What to do » Print the data exactly as it is given, please.

Available data »
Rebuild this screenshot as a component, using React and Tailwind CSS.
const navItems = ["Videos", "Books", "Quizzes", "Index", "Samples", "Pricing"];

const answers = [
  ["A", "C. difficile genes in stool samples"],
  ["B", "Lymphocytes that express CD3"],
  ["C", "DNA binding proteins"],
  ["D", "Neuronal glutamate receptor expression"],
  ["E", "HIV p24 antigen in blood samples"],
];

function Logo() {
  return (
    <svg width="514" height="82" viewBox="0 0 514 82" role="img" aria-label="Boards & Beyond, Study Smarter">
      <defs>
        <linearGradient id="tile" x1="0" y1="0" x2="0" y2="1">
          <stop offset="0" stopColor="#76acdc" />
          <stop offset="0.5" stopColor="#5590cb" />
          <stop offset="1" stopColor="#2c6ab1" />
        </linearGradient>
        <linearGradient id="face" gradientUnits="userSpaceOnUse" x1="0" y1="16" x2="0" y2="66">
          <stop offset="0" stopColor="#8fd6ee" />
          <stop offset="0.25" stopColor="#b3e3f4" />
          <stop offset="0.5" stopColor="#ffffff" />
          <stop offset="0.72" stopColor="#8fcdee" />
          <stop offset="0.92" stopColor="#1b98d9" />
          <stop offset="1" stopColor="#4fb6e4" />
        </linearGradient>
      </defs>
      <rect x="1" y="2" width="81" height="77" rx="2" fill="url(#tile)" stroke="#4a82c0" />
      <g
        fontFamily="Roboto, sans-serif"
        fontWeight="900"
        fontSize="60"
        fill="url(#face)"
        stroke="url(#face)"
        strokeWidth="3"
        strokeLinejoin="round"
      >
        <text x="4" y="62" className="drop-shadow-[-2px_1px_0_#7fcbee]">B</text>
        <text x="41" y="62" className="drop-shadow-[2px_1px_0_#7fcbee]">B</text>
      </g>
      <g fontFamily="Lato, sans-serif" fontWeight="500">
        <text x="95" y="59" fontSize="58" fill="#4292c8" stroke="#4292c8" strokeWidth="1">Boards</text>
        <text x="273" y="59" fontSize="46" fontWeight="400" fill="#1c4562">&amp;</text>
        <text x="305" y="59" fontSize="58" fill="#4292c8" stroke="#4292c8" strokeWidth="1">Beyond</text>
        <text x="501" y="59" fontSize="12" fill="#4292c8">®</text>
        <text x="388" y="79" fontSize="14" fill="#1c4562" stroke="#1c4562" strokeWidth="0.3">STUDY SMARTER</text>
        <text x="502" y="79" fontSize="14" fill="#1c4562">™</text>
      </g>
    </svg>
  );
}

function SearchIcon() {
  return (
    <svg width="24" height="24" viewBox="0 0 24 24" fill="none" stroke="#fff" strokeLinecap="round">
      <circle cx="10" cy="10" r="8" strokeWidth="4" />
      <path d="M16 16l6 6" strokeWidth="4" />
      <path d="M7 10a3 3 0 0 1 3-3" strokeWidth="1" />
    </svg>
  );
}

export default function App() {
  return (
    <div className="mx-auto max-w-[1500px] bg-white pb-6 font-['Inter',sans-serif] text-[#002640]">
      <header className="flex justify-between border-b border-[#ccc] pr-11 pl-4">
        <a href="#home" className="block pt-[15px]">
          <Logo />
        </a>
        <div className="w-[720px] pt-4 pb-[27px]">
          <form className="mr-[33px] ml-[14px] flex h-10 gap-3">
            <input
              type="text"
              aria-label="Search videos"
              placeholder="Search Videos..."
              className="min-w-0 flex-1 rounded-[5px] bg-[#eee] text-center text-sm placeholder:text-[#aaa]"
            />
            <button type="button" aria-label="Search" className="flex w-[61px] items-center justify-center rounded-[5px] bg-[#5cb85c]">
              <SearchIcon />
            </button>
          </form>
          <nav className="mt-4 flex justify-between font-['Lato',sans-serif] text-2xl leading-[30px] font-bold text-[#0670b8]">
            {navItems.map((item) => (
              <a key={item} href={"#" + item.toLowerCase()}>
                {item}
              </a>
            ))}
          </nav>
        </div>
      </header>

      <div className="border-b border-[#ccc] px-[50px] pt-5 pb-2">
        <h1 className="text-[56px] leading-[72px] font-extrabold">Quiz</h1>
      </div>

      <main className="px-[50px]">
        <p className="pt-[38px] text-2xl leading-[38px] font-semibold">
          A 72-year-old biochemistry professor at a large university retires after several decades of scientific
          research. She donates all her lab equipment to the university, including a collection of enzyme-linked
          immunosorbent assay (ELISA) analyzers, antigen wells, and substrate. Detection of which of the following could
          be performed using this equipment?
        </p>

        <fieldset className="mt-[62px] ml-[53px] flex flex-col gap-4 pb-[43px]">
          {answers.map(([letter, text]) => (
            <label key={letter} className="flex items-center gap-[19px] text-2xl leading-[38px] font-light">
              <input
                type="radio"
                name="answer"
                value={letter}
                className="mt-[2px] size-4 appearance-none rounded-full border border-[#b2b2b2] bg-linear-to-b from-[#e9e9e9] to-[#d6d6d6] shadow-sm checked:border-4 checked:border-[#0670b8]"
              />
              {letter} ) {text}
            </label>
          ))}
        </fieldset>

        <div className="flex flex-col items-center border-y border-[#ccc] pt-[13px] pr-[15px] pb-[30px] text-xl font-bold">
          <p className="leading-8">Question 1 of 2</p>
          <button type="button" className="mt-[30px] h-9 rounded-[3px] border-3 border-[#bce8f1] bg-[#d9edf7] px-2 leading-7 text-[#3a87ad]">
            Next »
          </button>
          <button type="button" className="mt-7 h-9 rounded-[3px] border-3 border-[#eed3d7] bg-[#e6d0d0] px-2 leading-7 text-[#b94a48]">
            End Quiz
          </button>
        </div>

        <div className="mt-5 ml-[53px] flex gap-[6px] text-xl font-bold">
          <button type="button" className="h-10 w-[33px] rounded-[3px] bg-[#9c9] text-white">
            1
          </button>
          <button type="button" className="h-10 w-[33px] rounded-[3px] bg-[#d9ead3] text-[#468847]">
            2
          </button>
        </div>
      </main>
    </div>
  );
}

Solution to this exercise »
Rebuild this screenshot as a component, using React and Tailwind CSS.
const navItems = ["Videos", "Books", "Quizzes", "Index", "Samples", "Pricing"];

const answers = [
  ["A", "C. difficile genes in stool samples"],
  ["B", "Lymphocytes that express CD3"],
  ["C", "DNA binding proteins"],
  ["D", "Neuronal glutamate receptor expression"],
  ["E", "HIV p24 antigen in blood samples"],
];

function Logo() {
  return (
    <svg width="514" height="82" viewBox="0 0 514 82" role="img" aria-label="Boards & Beyond, Study Smarter">
      <defs>
        <linearGradient id="tile" x1="0" y1="0" x2="0" y2="1">
          <stop offset="0" stopColor="#76acdc" />
          <stop offset="0.5" stopColor="#5590cb" />
          <stop offset="1" stopColor="#2c6ab1" />
        </linearGradient>
        <linearGradient id="face" gradientUnits="userSpaceOnUse" x1="0" y1="16" x2="0" y2="66">
          <stop offset="0" stopColor="#8fd6ee" />
          <stop offset="0.25" stopColor="#b3e3f4" />
          <stop offset="0.5" stopColor="#ffffff" />
          <stop offset="0.72" stopColor="#8fcdee" />
          <stop offset="0.92" stopColor="#1b98d9" />
          <stop offset="1" stopColor="#4fb6e4" />
        </linearGradient>
      </defs>
      <rect x="1" y="2" width="81" height="77" rx="2" fill="url(#tile)" stroke="#4a82c0" />
      <g
        fontFamily="Roboto, sans-serif"
        fontWeight="900"
        fontSize="60"
        fill="url(#face)"
        stroke="url(#face)"
        strokeWidth="3"
        strokeLinejoin="round"
      >
        <text x="4" y="62" className="drop-shadow-[-2px_1px_0_#7fcbee]">B</text>
        <text x="41" y="62" className="drop-shadow-[2px_1px_0_#7fcbee]">B</text>
      </g>
      <g fontFamily="Lato, sans-serif" fontWeight="500">
        <text x="95" y="59" fontSize="58" fill="#4292c8" stroke="#4292c8" strokeWidth="1">Boards</text>
        <text x="273" y="59" fontSize="46" fontWeight="400" fill="#1c4562">&amp;</text>
        <text x="305" y="59" fontSize="58" fill="#4292c8" stroke="#4292c8" strokeWidth="1">Beyond</text>
        <text x="501" y="59" fontSize="12" fill="#4292c8">®</text>
        <text x="388" y="79" fontSize="14" fill="#1c4562" stroke="#1c4562" strokeWidth="0.3">STUDY SMARTER</text>
        <text x="502" y="79" fontSize="14" fill="#1c4562">™</text>
      </g>
    </svg>
  );
}

function SearchIcon() {
  return (
    <svg width="24" height="24" viewBox="0 0 24 24" fill="none" stroke="#fff" strokeLinecap="round">
      <circle cx="10" cy="10" r="8" strokeWidth="4" />
      <path d="M16 16l6 6" strokeWidth="4" />
      <path d="M7 10a3 3 0 0 1 3-3" strokeWidth="1" />
    </svg>
  );
}

export default function App() {
  return (
    <div className="mx-auto max-w-[1500px] bg-white pb-6 font-['Inter',sans-serif] text-[#002640]">
      <header className="flex justify-between border-b border-[#ccc] pr-11 pl-4">
        <a href="#home" className="block pt-[15px]">
          <Logo />
        </a>
        <div className="w-[720px] pt-4 pb-[27px]">
          <form className="mr-[33px] ml-[14px] flex h-10 gap-3">
            <input
              type="text"
              aria-label="Search videos"
              placeholder="Search Videos..."
              className="min-w-0 flex-1 rounded-[5px] bg-[#eee] text-center text-sm placeholder:text-[#aaa]"
            />
            <button type="button" aria-label="Search" className="flex w-[61px] items-center justify-center rounded-[5px] bg-[#5cb85c]">
              <SearchIcon />
            </button>
          </form>
          <nav className="mt-4 flex justify-between font-['Lato',sans-serif] text-2xl leading-[30px] font-bold text-[#0670b8]">
            {navItems.map((item) => (
              <a key={item} href={"#" + item.toLowerCase()}>
                {item}
              </a>
            ))}
          </nav>
        </div>
      </header>

      <div className="border-b border-[#ccc] px-[50px] pt-5 pb-2">
        <h1 className="text-[56px] leading-[72px] font-extrabold">Quiz</h1>
      </div>

      <main className="px-[50px]">
        <p className="pt-[38px] text-2xl leading-[38px] font-semibold">
          A 72-year-old biochemistry professor at a large university retires after several decades of scientific
          research. She donates all her lab equipment to the university, including a collection of enzyme-linked
          immunosorbent assay (ELISA) analyzers, antigen wells, and substrate. Detection of which of the following could
          be performed using this equipment?
        </p>

        <fieldset className="mt-[62px] ml-[53px] flex flex-col gap-4 pb-[43px]">
          {answers.map(([letter, text]) => (
            <label key={letter} className="flex items-center gap-[19px] text-2xl leading-[38px] font-light">
              <input
                type="radio"
                name="answer"
                value={letter}
                className="mt-[2px] size-4 appearance-none rounded-full border border-[#b2b2b2] bg-linear-to-b from-[#e9e9e9] to-[#d6d6d6] shadow-sm checked:border-4 checked:border-[#0670b8]"
              />
              {letter} ) {text}
            </label>
          ))}
        </fieldset>

        <div className="flex flex-col items-center border-y border-[#ccc] pt-[13px] pr-[15px] pb-[30px] text-xl font-bold">
          <p className="leading-8">Question 1 of 2</p>
          <button type="button" className="mt-[30px] h-9 rounded-[3px] border-3 border-[#bce8f1] bg-[#d9edf7] px-2 leading-7 text-[#3a87ad]">
            Next »
          </button>
          <button type="button" className="mt-7 h-9 rounded-[3px] border-3 border-[#eed3d7] bg-[#e6d0d0] px-2 leading-7 text-[#b94a48]">
            End Quiz
          </button>
        </div>

        <div className="mt-5 ml-[53px] flex gap-[6px] text-xl font-bold">
          <button type="button" className="h-10 w-[33px] rounded-[3px] bg-[#9c9] text-white">
            1
          </button>
          <button type="button" className="h-10 w-[33px] rounded-[3px] bg-[#d9ead3] text-[#468847]">
            2
          </button>
        </div>
      </main>
    </div>
  );
}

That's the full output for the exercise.